Shake-up effects in X-ray Absorption Spectroscopy (XAS) arise from the simultaneous excitation of valence electrons during a core-level transition. While these many-body effects manifest as satellite peaks in X-ray photoemission spectroscopy, they represent physics beyond the standard quasiparticle approximation typically used in simulations.

Currently, the shake-up implementation in LightshowAI is validated exclusively for VASP-based simulations of the Ti K-edge in materials featuring a TiO6 octahedral motif, including:

  • Perovskites: SrTiO3, CaTiO3, BaTiO3
  • TiO2 Polymorphs: Rutile, Anatase, Brookite
  • Mixed Oxides: NiTiO3, FeTiO3

Users are advised to exercise caution when applying these corrections to chemical species or simulation frameworks outside of the Ti-VASP model.
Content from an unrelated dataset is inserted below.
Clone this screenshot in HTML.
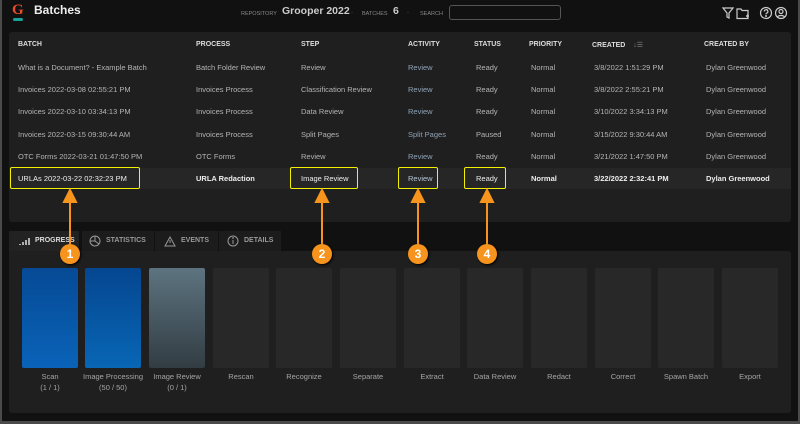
<!DOCTYPE html>
<html><head><style>
*{margin:0;padding:0;box-sizing:border-box}
body{width:800px;height:424px;background:#4a4a4a;font-family:"Liberation Sans",sans-serif;overflow:hidden;position:relative}
#app{position:absolute;left:2px;top:0;width:796px;height:421px;background:#111}
.a{position:absolute;white-space:nowrap}
.t{font-size:7.5px;color:#b4b4b4}
.h{font-size:7px;color:#ddd;font-weight:bold}
.bar{position:absolute;top:268px;width:56px;height:100px;border-radius:2px;background:#282828}
.lb{position:absolute;top:371px;width:64px;text-align:center;font-size:7.5px;color:#a5a5a5;line-height:11px}
.yb{position:absolute;border:1.5px solid #f2f200;border-radius:2px}
.circ{position:absolute;width:20px;height:20px;border-radius:50%;background:#f7941d;color:#fff;font-weight:bold;font-size:12px;text-align:center;line-height:20px;box-shadow:1px 1px 2px #000}
.tab{position:absolute;top:231px;height:20px;background:#1c1c1c;font-size:7px;font-weight:bold;color:#999;line-height:20px}
</style></head><body>
<div id="app">
<div class="a" style="left:10px;top:2px;font-size:15px;color:#e84d2a;font-family:'Liberation Serif',serif;font-weight:bold">G</div>
<div class="a" style="left:11px;top:18px;width:10px;height:3px;background:#1aa39a;border-radius:2px"></div>
<div class="a" style="left:32px;top:3px;font-size:12px;color:#eee;font-weight:bold">Batches</div>
<div class="a" style="left:239px;top:11px;font-size:5.5px;color:#888">REPOSITORY</div>
<div class="a" style="left:280px;top:5px;font-size:10.5px;color:#ccc;font-weight:bold">Grooper 2022</div>
<div class="a" style="left:349px;top:10px;font-size:6px;color:#888">·</div>
<div class="a" style="left:360px;top:11px;font-size:5.5px;color:#888">BATCHES</div>
<div class="a" style="left:391px;top:5px;font-size:10.5px;color:#ccc;font-weight:bold">6</div>
<div class="a" style="left:405px;top:10px;font-size:6px;color:#888">·</div>
<div class="a" style="left:418px;top:11px;font-size:5.5px;color:#888">SEARCH</div>
<div class="a" style="left:447px;top:5px;width:112px;height:15px;border:1px solid #555;border-radius:3px"></div>
<svg class="a" style="left:718px;top:5px" width="80" height="16" viewBox="0 0 80 16" fill="none" stroke="#ccc" stroke-width="1.2">
<path d="M3 3h10l-4 5v5l-2-1V8z"/>
<path d="M17 4h4l1 1.5h6v8h-11z"/><path d="M26 11h3M27.5 9.5v3"/>
<circle cx="46" cy="8" r="5.5"/><path d="M44.3 6.5a1.8 1.8 0 1 1 2.3 1.7c-.5.2-.6.6-.6 1.2"/><circle cx="46" cy="11" r=".4" fill="#ccc"/>
<circle cx="61" cy="8" r="5.5"/><circle cx="61" cy="6.5" r="2"/><path d="M57.5 12c1-2 6-2 7 0"/>
</svg>

<div class="a" style="left:7px;top:32px;width:782px;height:190px;background:#1f1f1f;border-radius:3px"></div>
<div class="a" style="left:7px;top:168px;width:782px;height:21px;background:#262626"></div>
<div class="a h" style="left:16px;top:41px">BATCH</div>
<div class="a h" style="left:194px;top:41px">PROCESS</div>
<div class="a h" style="left:299px;top:41px">STEP</div>
<div class="a h" style="left:406px;top:41px">ACTIVITY</div>
<div class="a h" style="left:472px;top:41px">STATUS</div>
<div class="a h" style="left:527px;top:41px">PRIORITY</div>
<div class="a h" style="left:590px;top:41px">CREATED <span style="color:#888;font-weight:normal;margin-left:6px">↓☰</span></div>
<div class="a h" style="left:702px;top:41px">CREATED BY</div>

<div class="a t" style="left:16px;top:63px">What is a Document? - Example Batch</div>
<div class="a t" style="left:194px;top:63px">Batch Folder Review</div>
<div class="a t" style="left:299px;top:63px">Review</div>
<div class="a t" style="left:406px;top:63px;color:#8fa3b5">Review</div>
<div class="a t" style="left:474px;top:63px">Ready</div>
<div class="a t" style="left:529px;top:63px">Normal</div>
<div class="a t" style="left:592px;top:63px">3/8/2022 1:51:29 PM</div>
<div class="a t" style="left:704px;top:63px">Dylan Greenwood</div>

<div class="a t" style="left:16px;top:85px">Invoices 2022-03-08 02:55:21 PM</div>
<div class="a t" style="left:194px;top:85px">Invoices Process</div>
<div class="a t" style="left:299px;top:85px">Classification Review</div>
<div class="a t" style="left:406px;top:85px;color:#8fa3b5">Review</div>
<div class="a t" style="left:474px;top:85px">Ready</div>
<div class="a t" style="left:529px;top:85px">Normal</div>
<div class="a t" style="left:592px;top:85px">3/8/2022 2:55:21 PM</div>
<div class="a t" style="left:704px;top:85px">Dylan Greenwood</div>

<div class="a t" style="left:16px;top:107px">Invoices 2022-03-10 03:34:13 PM</div>
<div class="a t" style="left:194px;top:107px">Invoices Process</div>
<div class="a t" style="left:299px;top:107px">Data Review</div>
<div class="a t" style="left:406px;top:107px;color:#8fa3b5">Review</div>
<div class="a t" style="left:474px;top:107px">Ready</div>
<div class="a t" style="left:529px;top:107px">Normal</div>
<div class="a t" style="left:592px;top:107px">3/10/2022 3:34:13 PM</div>
<div class="a t" style="left:704px;top:107px">Dylan Greenwood</div>

<div class="a t" style="left:16px;top:130px">Invoices 2022-03-15 09:30:44 AM</div>
<div class="a t" style="left:194px;top:130px">Invoices Process</div>
<div class="a t" style="left:299px;top:130px">Split Pages</div>
<div class="a t" style="left:406px;top:130px;color:#8fa3b5">Split Pages</div>
<div class="a t" style="left:474px;top:130px">Paused</div>
<div class="a t" style="left:529px;top:130px">Normal</div>
<div class="a t" style="left:592px;top:130px">3/15/2022 9:30:44 AM</div>
<div class="a t" style="left:704px;top:130px">Dylan Greenwood</div>

<div class="a t" style="left:16px;top:152px">OTC Forms 2022-03-21 01:47:50 PM</div>
<div class="a t" style="left:194px;top:152px">OTC Forms</div>
<div class="a t" style="left:299px;top:152px">Review</div>
<div class="a t" style="left:406px;top:152px;color:#8fa3b5">Review</div>
<div class="a t" style="left:474px;top:152px">Ready</div>
<div class="a t" style="left:529px;top:152px">Normal</div>
<div class="a t" style="left:592px;top:152px">3/21/2022 1:47:50 PM</div>
<div class="a t" style="left:704px;top:152px">Dylan Greenwood</div>

<div class="a t" style="left:16px;top:174px;color:#eee">URLAs 2022-03-22 02:32:23 PM</div>
<div class="a t" style="left:194px;top:174px;color:#eee;font-weight:bold">URLA Redaction</div>
<div class="a t" style="left:299px;top:174px;color:#eee">Image Review</div>
<div class="a t" style="left:406px;top:174px;color:#b5c5d5">Review</div>
<div class="a t" style="left:474px;top:174px;color:#eee">Ready</div>
<div class="a t" style="left:529px;top:174px;color:#eee;font-weight:bold">Normal</div>
<div class="a t" style="left:592px;top:174px;color:#eee;font-weight:bold">3/22/2022 2:32:41 PM</div>
<div class="a t" style="left:704px;top:174px;color:#eee;font-weight:bold">Dylan Greenwood</div>

<div class="tab" style="left:7px;width:70px;background:#222;color:#ddd;padding-left:26px">PROGRESS</div>
<div class="tab" style="left:80px;width:72px;padding-left:24px">STATISTICS</div>
<div class="tab" style="left:153px;width:63px;padding-left:26px">EVENTS</div>
<div class="tab" style="left:217px;width:62px;padding-left:25px">DETAILS</div>
<svg class="a" style="left:0;top:231px" width="290" height="20" fill="none" stroke="#999" stroke-width="1">
<path d="M18 14v-1M21 14v-3M24 14v-5M27 14v-7" stroke="#ddd" stroke-width="1.5"/>
<circle cx="93" cy="10" r="5"/><path d="M93 5v5l4 3M93 10h-5"/>
<path d="M163 15h10l-5-9z"/><path d="M168 9v3"/>
<circle cx="231" cy="10" r="5"/><path d="M231 9v4"/><circle cx="231" cy="7" r=".4"/>
</svg>
<div class="a" style="left:7px;top:251px;width:782px;height:162px;background:#1f1f1f;border-radius:0 3px 3px 3px"></div>

<div class="bar" style="left:20px;background:linear-gradient(#064a95,#0a63b8)"></div>
<div class="bar" style="left:83px;background:linear-gradient(#054690,#0866b5)"></div>
<div class="bar" style="left:147px;background:linear-gradient(#5d7480,#323c43)"></div>
<div class="bar" style="left:211px"></div><div class="bar" style="left:274px"></div><div class="bar" style="left:338px"></div>
<div class="bar" style="left:402px"></div><div class="bar" style="left:465px"></div><div class="bar" style="left:529px"></div>
<div class="bar" style="left:593px"></div><div class="bar" style="left:656px"></div><div class="bar" style="left:720px"></div>
<div class="lb" style="left:16px">Scan<br>(1 / 1)</div>
<div class="lb" style="left:79px">Image Processing<br>(50 / 50)</div>
<div class="lb" style="left:143px">Image Review<br>(0 / 1)</div>
<div class="lb" style="left:207px">Rescan</div>
<div class="lb" style="left:270px">Recognize</div>
<div class="lb" style="left:334px">Separate</div>
<div class="lb" style="left:398px">Extract</div>
<div class="lb" style="left:461px">Data Review</div>
<div class="lb" style="left:525px">Redact</div>
<div class="lb" style="left:589px">Correct</div>
<div class="lb" style="left:652px">Spawn Batch</div>
<div class="lb" style="left:716px">Export</div>

<div class="yb" style="left:8px;top:167px;width:130px;height:22px"></div>
<div class="yb" style="left:288px;top:167px;width:68px;height:22px"></div>
<div class="yb" style="left:396px;top:167px;width:40px;height:22px"></div>
<div class="yb" style="left:462px;top:167px;width:42px;height:22px"></div>
<svg class="a" style="left:0;top:0" width="800" height="424">
<g fill="#f7941d" stroke="#f7941d" stroke-width="2">
<path d="M68 250V200"/><path d="M62 202l6-12 6 12z"/>
<path d="M320 250V200"/><path d="M314 202l6-12 6 12z"/>
<path d="M416 250V200"/><path d="M410 202l6-12 6 12z"/>
<path d="M485 250V200"/><path d="M479 202l6-12 6 12z"/>
</g></svg>
<div class="circ" style="left:58px;top:244px">1</div>
<div class="circ" style="left:310px;top:244px">2</div>
<div class="circ" style="left:406px;top:244px">3</div>
<div class="circ" style="left:475px;top:244px">4</div>
</div>
</body></html>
Comprehensive theoretical details and further benchmarks will be provided in an upcoming manuscript

About

LightshowAI is a web user interface that performs interactive X-ray absorption near edge structure (XANES) spectral analysis. One key utility is to predict XANES spectra from atomic structures using graph neural network models. Currently, the models we provide are OmniXAS models of 3d transition metal (Ti-Cu) K-edge at two levels of theory: FEFF model for all the 8 elements and VASP models for Ti and Cu only. We recommend users of LightshowAI to cite the following references: Benchmark [Phys. Rev. Materials 8, 013801 (2024)], Lightshow [Journal of Open Source Software 8 (87), 5182 (2023)], and OmniXAS [Phys. Rev. Materials 9, 043803 (2025)].

LightshowAI utilizes the Crystal Toolkit developed by the Materials Project (https://github.com/materialsproject/crystaltoolkit) to power its interactive structure visualization capabilities.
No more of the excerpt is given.